Step 2: build the five-part value proposition block
A value proposition is not one sentence. It is a block of hero copy with a job for each part. Build it top to bottom, above the fold, in this order.
- Headline: the end benefit in one plain line. "Cut your reporting from 3 hours to 10 minutes" beats "Explore the future of analytics." Clarity beats cleverness.
- Sub-headline, two or three sentences: what you do, who it is for, and how it delivers the benefit. This is where specificity lives.
- Three bullets: each a concrete benefit tied to a buyer pain, not a feature. Turn "AI-powered dashboard" into "see why visitors drop off, in one screen, no analyst needed."
- Proof: a customer logo, a quantified result, or a one-line testimonial. The claim and its proof should sit within one glance of each other.
- One call to action matched to buyer intent. A single primary action. Do not split attention with two competing buttons.
A headline a stranger understands in five seconds will out-earn a clever one nobody decodes.ADGY
Step 3: turn every feature into an outcome
The most common mistake is leading with what the product does instead of what the buyer gets. Run this formula on every line of copy: "[feature] so that [buyer outcome] so that [why it matters to the P&L or the person]." Keep pushing "so that" until you hit something a buyer actually feels.
Worked example. Feature: automated bid management. So that: you stop adjusting bids by hand. So that: your blended ROAS holds while you scale spend. The last clause is the value proposition. The first is just plumbing. Ship the last clause, support it with the first. This is why specificity and clarity beat adjectives: "high quality" and "world-class" are too common to mean anything, while numbers, timeframes, and named outcomes are not.
Step 4: back the promise with proof
A value proposition without proof is a wish. The bigger the claim, the more proof it needs sitting right next to it. Buyers discount unsupported superlatives on sight, so pair every promise with evidence. Use this checklist on your hero before you ship.
- Quantified result: a real before-and-after number from a customer, not a rounded marketing stat.
- Specific social proof: named customers, role titles, and outcomes beat anonymous five-star clusters. Apply it deliberately, the way the best sites use social proof.
- Risk reversal: a guarantee, free trial, or short pilot that moves the risk off the buyer.
- Trust signals near the CTA: security, integrations, or compliance badges where they kill last-second doubt. See how to build trust on your website.
Step 5: validate it before you ship
Do not let internal opinion decide. The message has to land before a single scroll: about 57% of page-viewing time is spent above the fold, per Nielsen Norman Group eyetracking research. Run this sequence.
- Five-second test: show the page to five or six people outside your company for exactly five seconds, take it away, then ask what you do, who it is for, and why they should care. If they cannot answer all three, it is not clear yet.

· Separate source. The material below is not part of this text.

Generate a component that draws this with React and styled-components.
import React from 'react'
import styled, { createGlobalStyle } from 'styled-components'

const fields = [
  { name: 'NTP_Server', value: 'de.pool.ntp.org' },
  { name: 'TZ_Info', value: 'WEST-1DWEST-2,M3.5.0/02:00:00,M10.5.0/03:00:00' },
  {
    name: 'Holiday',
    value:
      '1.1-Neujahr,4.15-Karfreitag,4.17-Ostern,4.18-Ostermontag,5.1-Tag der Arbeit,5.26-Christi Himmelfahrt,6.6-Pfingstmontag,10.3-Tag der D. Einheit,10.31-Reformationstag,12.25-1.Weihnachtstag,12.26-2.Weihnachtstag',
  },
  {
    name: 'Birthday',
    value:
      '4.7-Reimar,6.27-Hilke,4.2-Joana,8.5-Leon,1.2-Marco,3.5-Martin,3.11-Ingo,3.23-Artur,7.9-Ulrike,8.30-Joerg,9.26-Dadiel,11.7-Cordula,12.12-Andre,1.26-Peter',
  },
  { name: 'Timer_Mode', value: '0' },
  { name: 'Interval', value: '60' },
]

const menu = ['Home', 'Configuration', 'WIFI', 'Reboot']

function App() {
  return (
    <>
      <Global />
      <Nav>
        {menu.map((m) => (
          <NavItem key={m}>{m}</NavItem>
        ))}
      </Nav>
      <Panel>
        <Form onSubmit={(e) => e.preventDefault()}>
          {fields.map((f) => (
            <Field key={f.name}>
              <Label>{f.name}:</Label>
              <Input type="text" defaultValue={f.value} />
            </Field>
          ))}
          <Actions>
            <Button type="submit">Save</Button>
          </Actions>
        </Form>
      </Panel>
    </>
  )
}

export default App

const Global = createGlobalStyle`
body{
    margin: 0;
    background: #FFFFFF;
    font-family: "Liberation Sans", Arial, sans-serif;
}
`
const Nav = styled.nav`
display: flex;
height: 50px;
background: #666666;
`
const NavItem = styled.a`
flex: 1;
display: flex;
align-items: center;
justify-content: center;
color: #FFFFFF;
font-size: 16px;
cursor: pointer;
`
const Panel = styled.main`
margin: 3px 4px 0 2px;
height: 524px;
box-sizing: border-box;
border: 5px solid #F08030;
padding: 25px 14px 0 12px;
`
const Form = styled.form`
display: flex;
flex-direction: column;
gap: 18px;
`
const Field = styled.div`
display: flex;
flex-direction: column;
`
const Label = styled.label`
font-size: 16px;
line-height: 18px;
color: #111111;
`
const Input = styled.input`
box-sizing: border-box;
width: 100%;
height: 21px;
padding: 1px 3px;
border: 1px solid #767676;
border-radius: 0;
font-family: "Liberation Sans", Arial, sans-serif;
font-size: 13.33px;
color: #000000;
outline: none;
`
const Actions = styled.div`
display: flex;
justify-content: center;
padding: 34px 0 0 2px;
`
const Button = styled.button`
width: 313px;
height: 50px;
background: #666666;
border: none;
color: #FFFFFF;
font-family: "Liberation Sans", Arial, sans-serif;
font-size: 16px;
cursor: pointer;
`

- Strip every word that does not add who, what, or why. Cut adjectives first.
- A/B test the winning headline against your control on a real traffic source, judged on a real action: demo, trial, or add-to-cart.
- Keep the version that lifts the downstream metric, not the one that wins the meeting.
Then put it everywhere the buyer meets you so the promise stays consistent from ad to landing page to checkout. For more angles on getting the message right, see what makes a great value proposition. If you want a partner to run the research, write the message, and test it against profit instead of vanity metrics, that is our end-to-end work. Talk to us.
Frequently asked questions
What is the difference between a value proposition and a tagline?
A tagline is built for memory and brand feel. A value proposition is built to win a decision. The value prop names who you help, the problem you solve, and why you beat the alternative. If a line could sit on a competitor's homepage unchanged, it is a tagline, not a value proposition.
How long should a value proposition be?
It is a block, not a sentence. One headline, a two to three sentence sub-headline, three benefit bullets, and one piece of proof. The headline should be readable in five seconds. Everything else exists to add specificity and proof, not length.
How do I know if my value proposition is working?
Run a five-second test for clarity with five or six people outside your company, then A/B test it on real traffic and judge it on a downstream action like demos, trials, or purchases. A working value prop lifts conversion and lowers CAC. If it only wins internal debates, it is not working.
Should I lead with features or benefits?
Lead with the outcome the buyer gets, then support it with the feature that delivers it. Use the "so that" formula: push every feature through "so that..." until you reach something the buyer actually feels in their results or their day. Ship that clause as the headline.